Du cacao au chocolat

 

« Je fais mon chocolat de l’arbre à la tablette », annonce fièrement Drupa Angenieux. La productrice réalise toutes les étapes de la fabrication sur le terrain autour de son habitation. Un laboratoire de transformation flambant neuf y attend sa mise en service. Une fois le cacao arrivé sur place, la première étape consiste à décabosser les fèves puis à les mettre en fermentation. « On met les fèves sous des feuilles de bananier pendant une semaine en remuant tous les jours. Cette étape est importante pour faire ressortir toute la saveur du cacao », explique Drupa Angenieux. Les fèves sont ensuite séchées à l’extérieur jusqu’à atteindre moins de 7 % d’humidité. Elles sont ensuite torréfiées entre 130 et 140°C pendant 30 à 40 minutes, puis broyées. « Les déchets de cosse sont éliminés à l’aide d’un aspirateur industriel », décrit la productrice. Après le broyage, le cacao passe dans un hachoir à viande et ressort sous forme de spaghetti. Ces dernières sont mélangées au sucre de canne et au beurre de cacao pendant le conchage. « Après le conchage, on fait le tempérage. Pour le chocolat noir, il faut d’abord monter entre 45 et 50°C avant de redescendre à 27°C puis de revenir à 31°C pour la cristallisation. Enfin le moulage se fait à température ambiante avant que le chocolat ne soit réfrigéré. »

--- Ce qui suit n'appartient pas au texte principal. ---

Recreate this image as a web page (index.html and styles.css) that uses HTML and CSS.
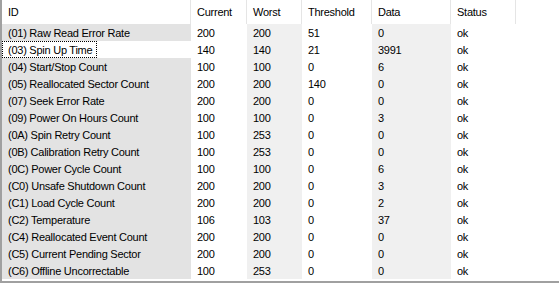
FILE: index.html
```html
<!DOCTYPE html>
<html>
<head>
<meta charset="utf-8">
<link rel="stylesheet" href="styles.css">
</head>
<body>
<div class="list">
  <div class="row head">
    <div class="c id">ID</div>
    <div class="c">Current</div>
    <div class="c">Worst</div>
    <div class="c">Threshold</div>
    <div class="c">Data</div>
    <div class="c">Status</div>
    <div class="c last"></div>
  </div>
  <div class="row"><div class="c id">(01) Raw Read Error Rate</div><div class="c">200</div><div class="c alt">200</div><div class="c">51</div><div class="c alt">0</div><div class="c">ok</div><div class="c last"></div></div>
  <div class="row sel"><div class="c id"><span class="focus">(03) Spin Up Time</span></div><div class="c">140</div><div class="c alt">140</div><div class="c">21</div><div class="c alt">3991</div><div class="c">ok</div><div class="c last"></div></div>
  <div class="row"><div class="c id">(04) Start/Stop Count</div><div class="c">100</div><div class="c alt">100</div><div class="c">0</div><div class="c alt">6</div><div class="c">ok</div><div class="c last"></div></div>
  <div class="row"><div class="c id">(05) Reallocated Sector Count</div><div class="c">200</div><div class="c alt">200</div><div class="c">140</div><div class="c alt">0</div><div class="c">ok</div><div class="c last"></div></div>
  <div class="row"><div class="c id">(07) Seek Error Rate</div><div class="c">200</div><div class="c alt">200</div><div class="c">0</div><div class="c alt">0</div><div class="c">ok</div><div class="c last"></div></div>
  <div class="row"><div class="c id">(09) Power On Hours Count</div><div class="c">100</div><div class="c alt">100</div><div class="c">0</div><div class="c alt">3</div><div class="c">ok</div><div class="c last"></div></div>
  <div class="row"><div class="c id">(0A) Spin Retry Count</div><div class="c">100</div><div class="c alt">253</div><div class="c">0</div><div class="c alt">0</div><div class="c">ok</div><div class="c last"></div></div>
  <div class="row"><div class="c id">(0B) Calibration Retry Count</div><div class="c">100</div><div class="c alt">253</div><div class="c">0</div><div class="c alt">0</div><div class="c">ok</div><div class="c last"></div></div>
  <div class="row"><div class="c id">(0C) Power Cycle Count</div><div class="c">100</div><div class="c alt">100</div><div class="c">0</div><div class="c alt">6</div><div class="c">ok</div><div class="c last"></div></div>
  <div class="row"><div class="c id">(C0) Unsafe Shutdown Count</div><div class="c">200</div><div class="c alt">200</div><div class="c">0</div><div class="c alt">3</div><div class="c">ok</div><div class="c last"></div></div>
  <div class="row"><div class="c id">(C1) Load Cycle Count</div><div class="c">200</div><div class="c alt">200</div><div class="c">0</div><div class="c alt">2</div><div class="c">ok</div><div class="c last"></div></div>
  <div class="row"><div class="c id">(C2) Temperature</div><div class="c">106</div><div class="c alt">103</div><div class="c">0</div><div class="c alt">37</div><div class="c">ok</div><div class="c last"></div></div>
  <div class="row"><div class="c id">(C4) Reallocated Event Count</div><div class="c">200</div><div class="c alt">200</div><div class="c">0</div><div class="c alt">0</div><div class="c">ok</div><div class="c last"></div></div>
  <div class="row"><div class="c id">(C5) Current Pending Sector</div><div class="c">200</div><div class="c alt">200</div><div class="c">0</div><div class="c alt">0</div><div class="c">ok</div><div class="c last"></div></div>
  <div class="row"><div class="c id">(C6) Offline Uncorrectable</div><div class="c">100</div><div class="c alt">253</div><div class="c">0</div><div class="c alt">0</div><div class="c">ok</div><div class="c last"></div></div>
</div>
</body>
</html>
```
FILE: styles.css
```css
html, body {
  margin: 0;
  padding: 0;
  background: #ffffff;
}
.list {
  width: 557px;
  height: 281px;
  border-left: 2px solid #a0a0a0;
  border-bottom: 2px solid #a0a0a0;
  font-family: "Liberation Sans", Arial, sans-serif;
  font-size: 11px;
  letter-spacing: -0.25px;
  color: #000;
  background: #fff;
}
.row {
  display: grid;
  grid-template-columns: 189px 56px 55px 70px 79px 65px 1fr;
  height: 17px;
}
.c {
  box-sizing: border-box;
  height: 17px;
  padding: 2px 0 0 6px;
  line-height: 15px;
  white-space: nowrap;
  overflow: hidden;
}
.row.head {
  height: 24px;
}
.head .c {
  height: 24px;
  padding-top: 0;
  line-height: 24px;
  border-right: 1px solid #e5e5e5;
}
.head .c.last {
  border-right: none;
}
.row .id {
  background: #e3e3e3;
}
.row.head .id {
  background: #fff;
}
.row.sel .id {
  background: #fff;
  padding: 0;
}
.alt {
  background: #f0f0f0;
}
.focus {
  display: inline-block;
  box-sizing: border-box;
  height: 17px;
  line-height: 13px;
  padding: 2px 4px 0 5px;
  border: 1px dotted #000;
}
```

En chiffres : le cacao en Guyane

4 producteurs de cacao

1 à 2 tonnes de cacao marchand par an

50 à 75 ha d’anciennes plantations exploitées

10 ha de nouvelles plantations

Diversifier la production

Pour gagner en valeur ajoutée, Yves Delecroix réfléchit à d’autres productions à base de cacao. Le vinaigre de cacao est l’une de ces diversifications. Il est fabriqué à partir de l’alcool produit lors de la fermentation des fèves. Le producteur teste déjà la conception de ce produit mais ne le commercialise pas encore. « Je surveille aussi la tendance actuelle autour du cacao cru qui peut permettre de dégager de belles marges », précise-t-il. Dernier arrivé sur le marché des produits dérivés du cacao, les infusions à base de membrane de cacao se développent en Europe. « Il y a aussi des choses à faire autour du choco-tourisme avec des visites de plantation », s’enthousiasme Yves Delecroix.